Et encore, ces deux là s’estiment heureux. Ils ont un toit à eux. Même si Mustapha a été logé par des amis pendant des années. Même si Fiorella attend un logement social depuis 12 ans.

Solitude. Mustapha comme Fiorella traversent des moments difficiles. « Si je n’étais pas en train de me battre, confesse-t-elle, j’aurais sûrement déjà mis fin à mon existence ».
La solitude est souvent difficile à vivre. De même, l’aspect administratif de leur existence : « suspicion permanente des institutions et justifier la moindre information », ou encore le manque d’informations. Mustapha a eu la chance de rencontrer une assistante sociale qui a entamé des démarches. Au final, il a obtenu un appartement en HLM. « Si on ne bouge pas, personne ne vient ».

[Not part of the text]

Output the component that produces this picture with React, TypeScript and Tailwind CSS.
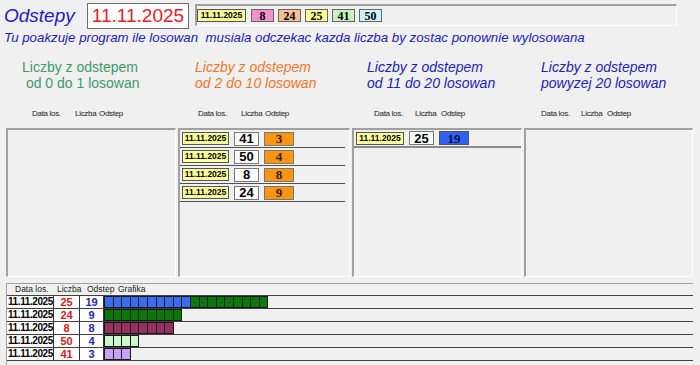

Pour Fiorella, l’équation est très simple : handicap + pauvreté = disparition sociale. « On n’est plus que spectateurs de la vie », tranche-t-elle, pessimiste. D’autant plus que le dispositif même de l’AAH pousse l’handicapé à rester seul : il « s’accroche » sur le revenu du conjoint. Plus celui-ci gagne, plus l’AAH baisse. L’handicapé est condamné à être célibataire ou à avoir un conjoint pauvre pour conserver son revenu d’existence.
Fiorella a décidé de s’engager, notamment dans le collectif Ni pauvres ni soumis et dans le groupe de travail Logement et handicap. Elle milite pour des logements sociaux de qualité. Un habitat avec peu de charges, qui servirait de « compensateurs sociaux pour réduire l’écart avec les gens dit normaux ». Et aussi pour lutter contre la pauvreté qui les privent de leurs droits citoyens. « Il y a urgence ».
Mustapha est plus optimiste. Son objectif ? « Reprendre la vie normale, ne pas rester enfermé dans le handicap » même s’il reconnaît que rien ne sera plus comme avant. « Je serais toujours malade. Le handicap vit avec toi, il t’accompagne partout ».